This as a basic all-explaining concept worked when they taught in school that Jill has an apple and will only consent to sell it at a certain price and Bob is willing to pay only a certain amount, and the price of the apple magically arrives at a point where both consent to engage in the transaction, and a shortage of apples or an increase in demand for them affects where the price point lands...but in these kinds of "how the market works" examples, Bob and Jill are able to do business as EQUALS in terms of power in the transaction.

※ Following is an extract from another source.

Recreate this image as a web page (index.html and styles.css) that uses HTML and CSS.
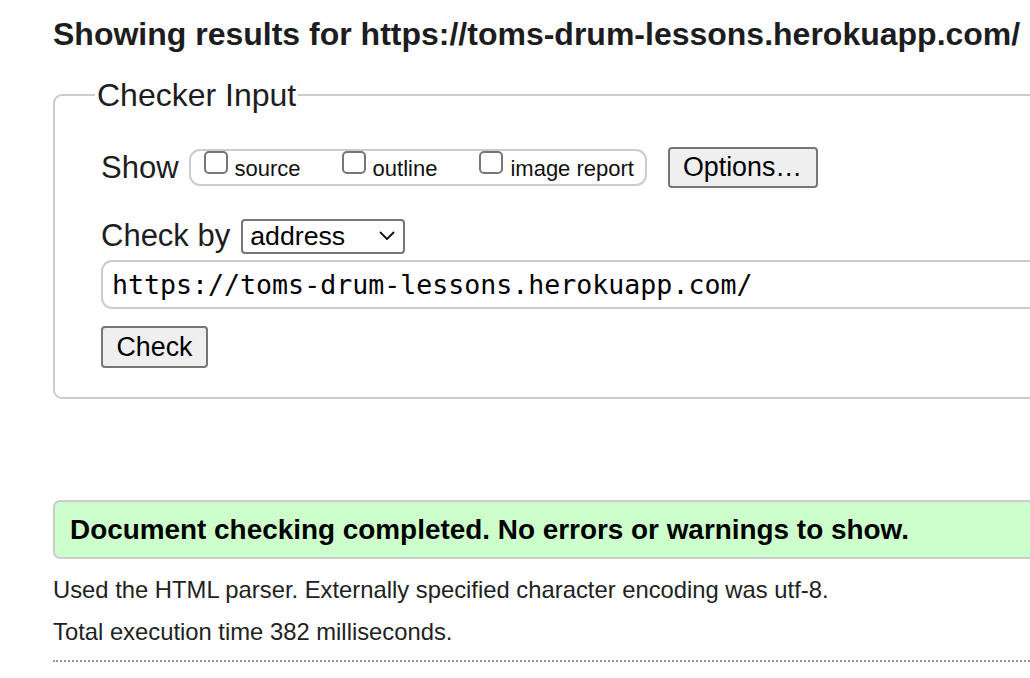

We do not factor into "demand" the question of whether Bob can survive without that apple...
Actually, economics does indeed factor that in, as well as substitutes for apples, to arrive at the optimal allocation of capital toward apple production.

Quote:
Originally Posted by Sonic_Spork View Post
...nor the possibility that apples WOULD have been abundant if Jill had not bought all the orchards on the continent, burned most of them to the ground, locked up the remaining apples and hired armed guards to protect them, and was then selling the few remaining apples one at a time for a million dollars apiece because hey...they are rare now!
Actually, economics does indeed factor in the potential for both natural monopolies (with declining long-term average price per unit) and also for stupid capitalists who attempt to "corner the market" and fail miserably in the process -- see The Hunt Brothers who, back in the 80s, attempted to "corner the market" for silver.

Quote:
Originally Posted by Sonic_Spork View Post
Scarcity can be manufactured artificially
Actually, ALL goods are scarce with the exception of a handful of public goods. Indeed, Economics is the study the allocation of resources in a world of infinite wants & desires yet scarce resources.

Quote:
Originally Posted by Sonic_Spork View Post
... the forces of supply and demand manipulated to serve the interest of the more powerful party
Such an emotional statement might pass muster in some left-wing social justice organization, but it fails miserably in any actual economics context.


Quote:
Originally Posted by Sonic_Spork View Post
in situations where the product in question is a need and not a want...
Incorrect. Econ 101 teaches us that what people mistakenly think are needs actually are wants and desires.


Quote:
Originally Posted by Sonic_Spork View Post
ownership is consolidated into big capital holdings
Certain industries are indeed more efficient to be large, but then they reach increasing average costs of expansion and cannot economically grow larger. That's called optimal firm size. You don't expand beyond optimal - or if you do, you collapse and fail.

Quote:
Originally Posted by Sonic_Spork View Post
and now there's even software that can gauge to the penny where the tipping point is, where a problem of vacancy would offset the benefit of rises in rents.
That's a wonderful thing, right?

Quote:
Originally Posted by Sonic_Spork View Post
It drives me nuts that people come into conversations about inflated rents, speaking as though most residential rental units are being managed actively by some individual who owns them. Well, sure, plenty are...not most, but plenty. About 40-45% of residential units for rent are managed by the owner, in a "mom and pop landlord" way. But they (obviously) follow the lead of the bigger fish in their metros. Who would price a unit dramatically below market? No one.
The first class in pricing at HBS has a case (well, it used to at any rate) with tons of cost data on manufacturing and selling sprockets (like bicycle sprockets), tons of data on channels of distribution, etc. and students spent the night before in groups massaging the data to come up with the best answer to pricing a product, and the professor finds ways to shoot all of them down in class. The professor then calls on a guy who didn't do any of the reading (shocking, I know) to get the proper price for a new entrant into the sprocket market. Rather than having exercised spreadsheets for hours, he gulps, and replies, "I'd call up a competitor, find out what they charge, and charge the name amount minus a penny." The professor says, "Finally - someone gets the right answer. Class Dismissed! And next time, do the reading."

Quote:
Originally Posted by Sonic_Spork View Post
But when big...
Here we go with emotional adjectives

Quote:
Originally Posted by Sonic_Spork View Post
... distant ...
Oooh - another adjective

Quote:
Originally Posted by Sonic_Spork View Post
corporate interests
There we have the trifecta. "Big, Distant, Corporate." The boogie man.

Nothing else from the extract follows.